Now, Bristol Live can reveal that the next time this happens, the Clean Air Zone cameras will simply be switched off wherever the diverted traffic is diverted into the CAZ. A council spokesperson said: “A diversion off the M5 would be a special circumstance and we would not be charging or fining drivers who have to make a diversion into the Clean Air Zone.

“We have arrangements in place with Highways England in that instance, and the cameras would be switched off where applicable.

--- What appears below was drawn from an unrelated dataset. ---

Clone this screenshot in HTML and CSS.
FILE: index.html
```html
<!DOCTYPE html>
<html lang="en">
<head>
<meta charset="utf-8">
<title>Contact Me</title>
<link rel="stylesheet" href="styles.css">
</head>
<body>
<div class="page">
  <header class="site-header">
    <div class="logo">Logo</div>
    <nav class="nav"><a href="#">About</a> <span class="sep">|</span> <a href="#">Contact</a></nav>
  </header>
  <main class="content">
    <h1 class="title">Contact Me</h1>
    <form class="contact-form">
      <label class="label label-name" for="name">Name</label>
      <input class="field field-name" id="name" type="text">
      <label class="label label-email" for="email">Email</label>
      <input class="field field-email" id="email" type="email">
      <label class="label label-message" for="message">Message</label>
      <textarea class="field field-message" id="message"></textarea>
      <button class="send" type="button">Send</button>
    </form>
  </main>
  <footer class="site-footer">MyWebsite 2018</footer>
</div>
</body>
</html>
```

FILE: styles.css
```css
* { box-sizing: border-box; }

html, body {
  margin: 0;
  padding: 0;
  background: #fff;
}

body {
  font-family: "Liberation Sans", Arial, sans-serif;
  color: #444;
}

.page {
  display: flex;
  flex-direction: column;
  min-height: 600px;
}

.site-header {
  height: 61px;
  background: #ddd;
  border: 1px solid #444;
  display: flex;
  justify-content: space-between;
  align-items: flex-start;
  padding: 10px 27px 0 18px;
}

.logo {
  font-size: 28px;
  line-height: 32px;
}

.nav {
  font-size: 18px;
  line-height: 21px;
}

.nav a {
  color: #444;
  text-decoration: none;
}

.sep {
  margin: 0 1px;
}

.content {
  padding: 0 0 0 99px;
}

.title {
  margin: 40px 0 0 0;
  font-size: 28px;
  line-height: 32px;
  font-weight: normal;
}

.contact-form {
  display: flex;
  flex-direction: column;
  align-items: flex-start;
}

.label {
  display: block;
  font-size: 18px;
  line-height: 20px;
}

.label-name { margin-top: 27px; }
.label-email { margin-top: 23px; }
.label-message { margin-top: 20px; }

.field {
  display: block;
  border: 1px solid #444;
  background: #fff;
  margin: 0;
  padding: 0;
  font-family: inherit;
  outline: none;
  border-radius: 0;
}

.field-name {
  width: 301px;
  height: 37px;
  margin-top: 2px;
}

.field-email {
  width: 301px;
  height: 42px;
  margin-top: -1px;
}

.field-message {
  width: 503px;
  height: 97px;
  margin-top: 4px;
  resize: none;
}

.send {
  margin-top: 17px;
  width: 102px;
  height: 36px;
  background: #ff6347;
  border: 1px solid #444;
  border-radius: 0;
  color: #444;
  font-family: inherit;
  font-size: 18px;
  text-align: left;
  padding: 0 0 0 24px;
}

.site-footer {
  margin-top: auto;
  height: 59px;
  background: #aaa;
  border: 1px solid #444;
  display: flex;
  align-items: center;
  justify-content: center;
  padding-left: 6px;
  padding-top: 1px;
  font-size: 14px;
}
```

If it is the case that a motorist was diverted and reached the Clean Air Zone before the cameras were switched off on that day, there will be a simple process to appeal this to make sure the motorist was not charged or fined,” she added.

The council is warning against the prospect of local motorists driving non-compliant vehicles past switched-off cameras, taking advantage of what could be considered a ‘free-hit’ to be able to drive into the Clean Air Zone.

For a start, traffic on the A4 Portway, over the Cumberland Basin and A370 Brunel Way would almost certainly be very slow moving because of the M5 diversion, and also any driver taking advantage of the inoperational cameras risked being caught by another camera somewhere else in the CAZ area, and being clocked on their return journey if the closure of the M5 and the subsequent diversion had ended.